**Exercise aim:** Everything from the first line down to the line containing "h-[22px] border border-[#c0cad5]" should be reproduced exactly; please include nothing else.

**Supplied information:**
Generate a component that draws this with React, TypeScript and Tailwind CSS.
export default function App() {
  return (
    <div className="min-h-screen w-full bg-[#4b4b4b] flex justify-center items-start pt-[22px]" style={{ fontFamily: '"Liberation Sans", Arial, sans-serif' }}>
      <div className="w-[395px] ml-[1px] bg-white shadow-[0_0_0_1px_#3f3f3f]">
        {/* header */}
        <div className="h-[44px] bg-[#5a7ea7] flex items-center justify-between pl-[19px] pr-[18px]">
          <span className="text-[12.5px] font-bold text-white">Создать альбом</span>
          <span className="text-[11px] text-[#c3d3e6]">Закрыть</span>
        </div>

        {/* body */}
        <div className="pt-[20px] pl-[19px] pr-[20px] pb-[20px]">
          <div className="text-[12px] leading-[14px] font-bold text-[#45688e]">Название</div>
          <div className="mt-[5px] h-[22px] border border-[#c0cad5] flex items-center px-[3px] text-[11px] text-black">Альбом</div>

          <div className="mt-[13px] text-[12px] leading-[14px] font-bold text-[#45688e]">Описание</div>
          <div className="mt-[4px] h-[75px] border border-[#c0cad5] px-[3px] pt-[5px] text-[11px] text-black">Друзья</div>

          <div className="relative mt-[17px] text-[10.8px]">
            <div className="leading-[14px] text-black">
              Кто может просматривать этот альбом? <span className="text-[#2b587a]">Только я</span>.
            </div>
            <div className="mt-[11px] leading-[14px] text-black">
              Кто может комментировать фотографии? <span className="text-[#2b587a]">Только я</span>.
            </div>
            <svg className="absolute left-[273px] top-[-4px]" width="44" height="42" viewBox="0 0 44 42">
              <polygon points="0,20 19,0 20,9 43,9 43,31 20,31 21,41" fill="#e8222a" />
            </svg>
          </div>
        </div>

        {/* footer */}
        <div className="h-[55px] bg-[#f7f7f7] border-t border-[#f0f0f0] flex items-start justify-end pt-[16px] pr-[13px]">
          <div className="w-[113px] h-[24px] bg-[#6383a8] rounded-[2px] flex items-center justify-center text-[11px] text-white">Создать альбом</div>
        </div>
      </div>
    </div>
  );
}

**Answer for the task:**
Generate a component that draws this with React, TypeScript and Tailwind CSS.
export default function App() {
  return (
    <div className="min-h-screen w-full bg-[#4b4b4b] flex justify-center items-start pt-[22px]" style={{ fontFamily: '"Liberation Sans", Arial, sans-serif' }}>
      <div className="w-[395px] ml-[1px] bg-white shadow-[0_0_0_1px_#3f3f3f]">
        {/* header */}
        <div className="h-[44px] bg-[#5a7ea7] flex items-center justify-between pl-[19px] pr-[18px]">
          <span className="text-[12.5px] font-bold text-white">Создать альбом</span>
          <span className="text-[11px] text-[#c3d3e6]">Закрыть</span>
        </div>

        {/* body */}
        <div className="pt-[20px] pl-[19px] pr-[20px] pb-[20px]">
          <div className="text-[12px] leading-[14px] font-bold text-[#45688e]">Название</div>
          <div className="mt-[5px] h-[22px] border border-[#c0cad5] flex items-center px-[3px] text-[11px] text-black">Альбом</div>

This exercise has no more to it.